5.1. Set a Regular Review Cadence
- Weekly for active campaigns
- Monthly for long-running efforts
Block time on your calendar. Seriously—the dashboard won’t do you any good if it’s just background noise.
5.2. Make Decisions
- Kill underperforming campaigns. Don’t get sentimental.
- Double down on what’s working—even if it’s not the campaign you expected.
5.3. Keep Adjusting
- If you find yourself ignoring a metric, drop it.
- If you need a new view or split, add it.
- If your data’s off, fix the tracking—not the dashboard.

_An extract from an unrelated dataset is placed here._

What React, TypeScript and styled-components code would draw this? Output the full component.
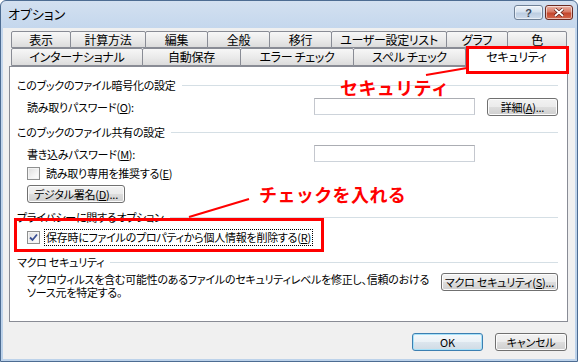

What Works (and What Doesn’t)
Works:
- Simple, honest dashboards with clear attribution
- Focusing on ROI, not just clicks or impressions
- Regular reviews and acting on what you see
Doesn’t work:
- Overloading your dashboard with feel-good metrics
- Trusting default settings without checking them
- Hoping a dashboard will “fix” unclear goals or messy tracking
Keep It Simple, Keep It Honest
You don’t need a dashboard that looks like a spaceship cockpit. Tracking campaign ROI in Hook is about seeing what matters, ignoring what doesn’t, and being honest about your results. Set up your dashboards, check them regularly, and be ready to cut what’s not working. That’s it. Start simple, and tweak as you go. The less time you spend fiddling with charts, the more time you’ll have to run campaigns that actually pay off.